If Shantytown has any kind of industry of note, it's espionage and assassination. Business in these fields is brisk and lucrative, keeping things moving constantly. Most goods are fairly shoddy in quality; those few artisans who can produce quality work and goods are fiercely coveted by the gang leaders, forcing them to either throw their lot in with one gang or tread a knife-edged path of neutrality.

The twin national past-times of Monadhan are accurately described as "scheming to advance yourself" and "fighting off the plots of others". In between those, they spend their time scratching a living from their harsh environment. Though they try to supplement their rations by growing small vegetable gardens in edgetown, the results are meager at best, and exist only to supplement whatever goods they scrape from the jungle and the river. For safety from potential treachery, most Monadhanians fish, hunt and forage in the relative safety of the forest and shoreline closest to Shantytown; only the gangs manage to muster enough manpower to risk heading further out into the dangerous wilderness in pursuit of larger prey or rare resources, and even then a certain amount of infighting and backstabbing in the midst of hostile territory is expected.

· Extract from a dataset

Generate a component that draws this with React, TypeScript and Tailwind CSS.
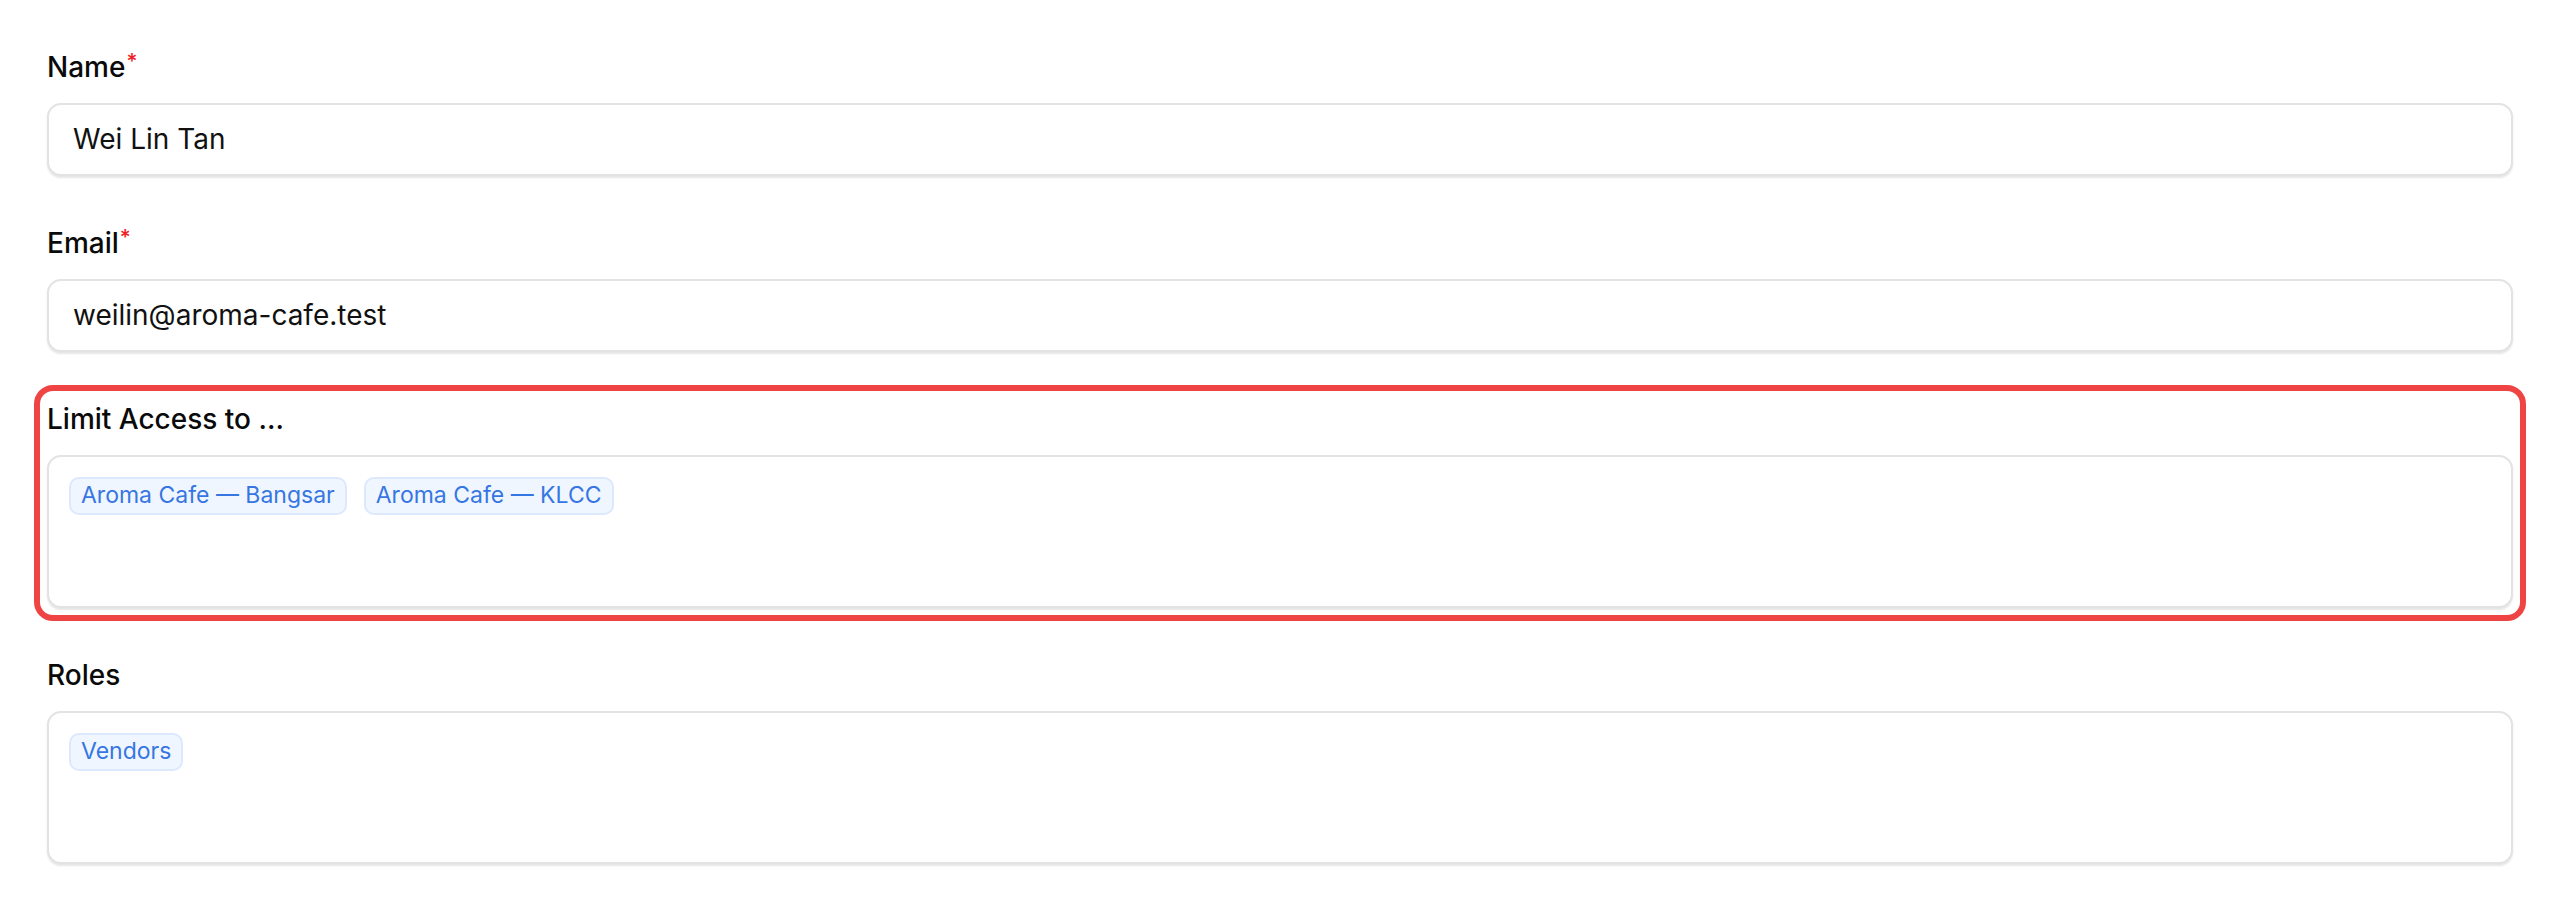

The constant danger from wild beasts and treacherous neighbors, combined with the never-ending struggle to scrape a living from the harshness of Monadhan, results in a distinctive character to its denizens. Monadhanians are not only treacherous, but also gaunt and hard, with little regard for the lives and deaths of others.

It's telling that few places have as little respect for the dead as in Monadhan. There are no funerals here, nor monuments to those who have fallen to flashing knives, poison, or hungry jaws. The only ritual to the fallen is the mad scramble to grab whatever things of value that they were carrying before someone else does.